Glen Garioch distillery (pronounced "Geery" in the Doric dialect of Aberdeen) is one of the oldest whisky distilleries in Scotland, dating back to 1797.

History
The location chosen by John & Alexander Manson for their malt whisky distillery in 1797 was an obvious one. Oldmeldrum in the celebrated 'Valley of the Garioch' was named "The Granary of Aberdeenshire", famous for producing the finest barley in all of Scotland.

The distillery, which originally incorporated a brewery and tannery, stands on the very edge of the town Oldmeldrum in Aberdeenshire.  The Garioch — pronounced 'Geery' — is a tract of richly fertile land, some  in extent.  The location is known as ‘the granary of Aberdeenshire’, where barley and crystal springs have been abundant for over a thousand years, so it is not surprising that Glen Garioch Distillery was established as early as 1794 — one of the oldest operating distilleries in Scotland.
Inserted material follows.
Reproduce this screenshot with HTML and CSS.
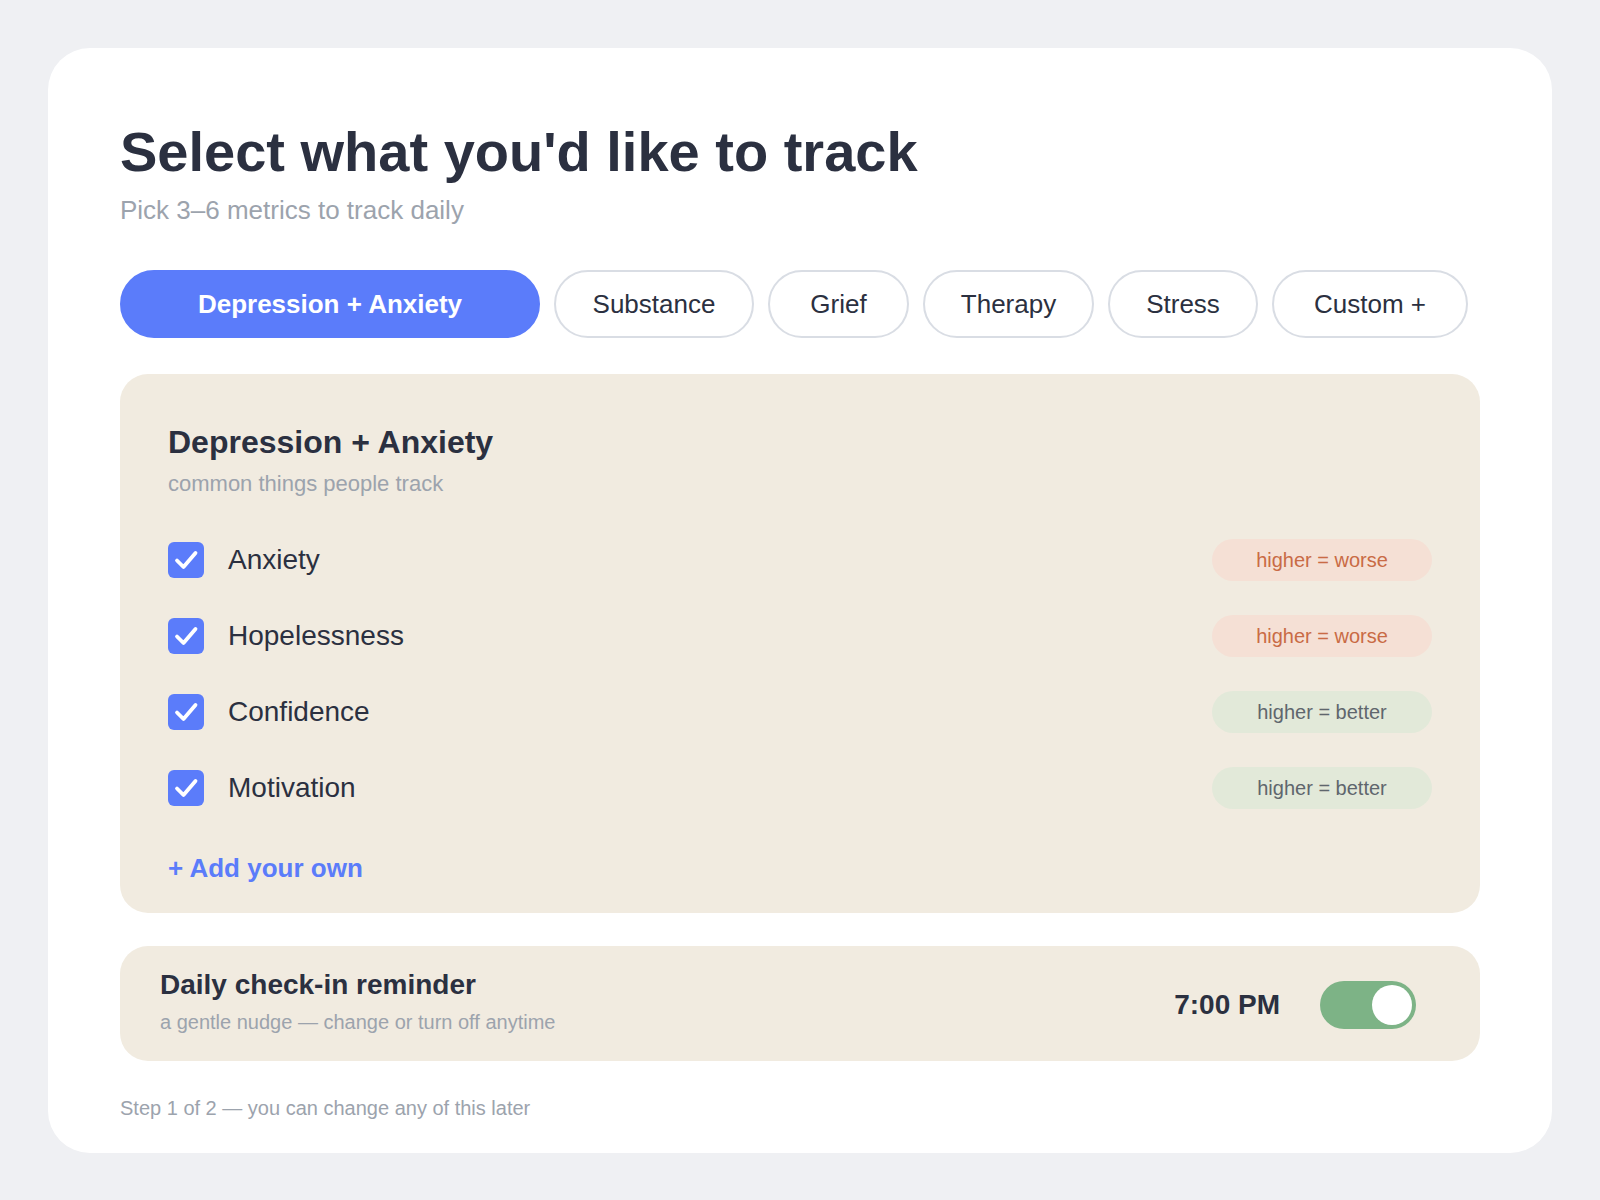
FILE: index.html
```html
<!DOCTYPE html>
<html lang="en">
<head>
    <meta charset="UTF-8">
    <meta name="viewport" content="width=device-width, initial-scale=1.0">
    <title>Select what to track</title>
    <link rel="stylesheet" href="styles.css">
</head>
<body>
    <div class="card">
        <h1 class="title">Select what you'd like to track</h1>
        <p class="subtitle">Pick 3–6 metrics to track daily</p>

        <div class="tabs">
            <button class="tab active">Depression + Anxiety</button>
            <button class="tab tab-substance">Substance</button>
            <button class="tab tab-grief">Grief</button>
            <button class="tab tab-therapy">Therapy</button>
            <button class="tab tab-stress">Stress</button>
            <button class="tab tab-custom">Custom +</button>
        </div>

        <div class="panel">
            <h2 class="panel-title">Depression + Anxiety</h2>
            <p class="panel-sub">common things people track</p>

            <div class="metrics">
                <div class="metric">
                    <span class="check"><svg width="36" height="36" viewBox="0 0 36 36"><path d="M9 18.5l6.5 6.5L27.5 11" fill="none" stroke="#fff" stroke-width="3.8" stroke-linecap="round" stroke-linejoin="round"/></svg></span>
                    <span class="metric-name">Anxiety</span>
                    <span class="badge worse">higher = worse</span>
                </div>
                <div class="metric">
                    <span class="check"><svg width="36" height="36" viewBox="0 0 36 36"><path d="M9 18.5l6.5 6.5L27.5 11" fill="none" stroke="#fff" stroke-width="3.8" stroke-linecap="round" stroke-linejoin="round"/></svg></span>
                    <span class="metric-name">Hopelessness</span>
                    <span class="badge worse">higher = worse</span>
                </div>
                <div class="metric">
                    <span class="check"><svg width="36" height="36" viewBox="0 0 36 36"><path d="M9 18.5l6.5 6.5L27.5 11" fill="none" stroke="#fff" stroke-width="3.8" stroke-linecap="round" stroke-linejoin="round"/></svg></span>
                    <span class="metric-name">Confidence</span>
                    <span class="badge better">higher = better</span>
                </div>
                <div class="metric">
                    <span class="check"><svg width="36" height="36" viewBox="0 0 36 36"><path d="M9 18.5l6.5 6.5L27.5 11" fill="none" stroke="#fff" stroke-width="3.8" stroke-linecap="round" stroke-linejoin="round"/></svg></span>
                    <span class="metric-name">Motivation</span>
                    <span class="badge better">higher = better</span>
                </div>
            </div>

            <a class="add-own" href="#">+ Add your own</a>
        </div>

        <div class="reminder">
            <div class="reminder-text">
                <div class="reminder-title">Daily check-in reminder</div>
                <div class="reminder-sub">a gentle nudge — change or turn off anytime</div>
            </div>
            <div class="reminder-time">7:00 PM</div>
            <div class="toggle"><span class="knob"></span></div>
        </div>

        <p class="footer">Step 1 of 2 — you can change any of this later</p>
    </div>
</body>
</html>
```

FILE: styles.css
```css
body {
    margin: 0;
    padding: 48px;
    background: #eff0f3;
    font-family: "Liberation Sans", Arial, sans-serif;
    color: #2b3040;
}
.card {
    background: #fff;
    border-radius: 42px;
    padding: 72px 72px 32px;
}
.title {
    font-size: 56px;
    line-height: 64px;
    font-weight: bold;
    margin: 0;
}
.subtitle {
    font-size: 26px;
    line-height: 32px;
    color: #9ca3ad;
    margin: 10px 0 0;
}
.tabs {
    display: flex;
    gap: 14px;
    margin-top: 44px;
}
.tab {
    font-family: inherit;
    font-size: 26px;
    color: #2b3040;
    background: #fff;
    border: 2px solid #d9dde4;
    border-radius: 34px;
    height: 68px;
    padding: 0;
}
.tab.active {
    width: 420px;
    background: #5b7cfa;
    border-color: #5b7cfa;
    color: #fff;
    font-weight: bold;
}
.tab-substance { width: 200px; }
.tab-grief { width: 141px; }
.tab-therapy { width: 171px; }
.tab-stress { width: 150px; }
.tab-custom { width: 196px; }
.panel {
    background: #f1ebe0;
    border-radius: 28px;
    margin-top: 36px;
    padding: 48px 48px 30px;
}
.panel-title {
    font-size: 32px;
    line-height: 40px;
    margin: 0;
}
.panel-sub {
    font-size: 22px;
    line-height: 30px;
    color: #9ca3ad;
    margin: 7px 0 0;
}
.metrics {
    margin-top: 23px;
}
.metric {
    display: flex;
    align-items: center;
    height: 76px;
}
.check {
    width: 36px;
    height: 36px;
    border-radius: 6px;
    background: #5b7cfa;
    display: flex;
}
.metric-name {
    font-size: 28px;
    margin-left: 24px;
    flex: 1;
}
.badge {
    width: 220px;
    height: 42px;
    line-height: 42px;
    border-radius: 21px;
    text-align: center;
    font-size: 20px;
}
.badge.worse {
    background: #f5e0d5;
    color: #c96b45;
}
.badge.better {
    background: #e2e9d9;
    color: #5f666d;
}
.add-own {
    display: block;
    margin-top: 27px;
    font-size: 26px;
    line-height: 30px;
    font-weight: bold;
    color: #5b7cfa;
    text-decoration: none;
}
.reminder {
    background: #f1ebe0;
    border-radius: 28px;
    margin-top: 33px;
    padding: 22px 64px 26px 40px;
    display: flex;
    align-items: center;
}
.reminder-text {
    flex: 1;
}
.reminder-title {
    font-size: 28px;
    line-height: 34px;
    font-weight: bold;
}
.reminder-sub {
    font-size: 20px;
    line-height: 26px;
    color: #9ca3ad;
    margin-top: 7px;
}
.reminder-time {
    font-size: 28px;
    font-weight: bold;
    margin: 6px 40px 0 0;
}
.toggle {
    width: 96px;
    height: 48px;
    border-radius: 24px;
    background: #7db386;
    display: flex;
    justify-content: flex-end;
    align-items: center;
    padding: 0 4px;
    margin-top: 6px;
    box-sizing: border-box;
}
.knob {
    width: 40px;
    height: 40px;
    border-radius: 50%;
    background: #fff;
}
.footer {
    font-size: 20px;
    line-height: 26px;
    color: #9ca3ad;
    margin: 34px 0 0;
}
```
In 1968 the production of Glen Garioch was suspended on account of 'chronic water shortages'; however, in 1972 a manager was appointed with a brief to find another water source.  A spring was discovered on a neighbouring farm.  It came to be called ‘The Silent Spring’ as it could neither be seen nor heard.

Leading with the 1797 Founder’s Reserve at the heart of the range, Glen Garioch will periodically release hand selected individual batches of stock. Launched as ‘Single Batch Releases’, the first will be the Glen Garioch 1990 Vintage and the Glen Garioch 1978 Vintage which will join the 1797 Founder’s Reserve.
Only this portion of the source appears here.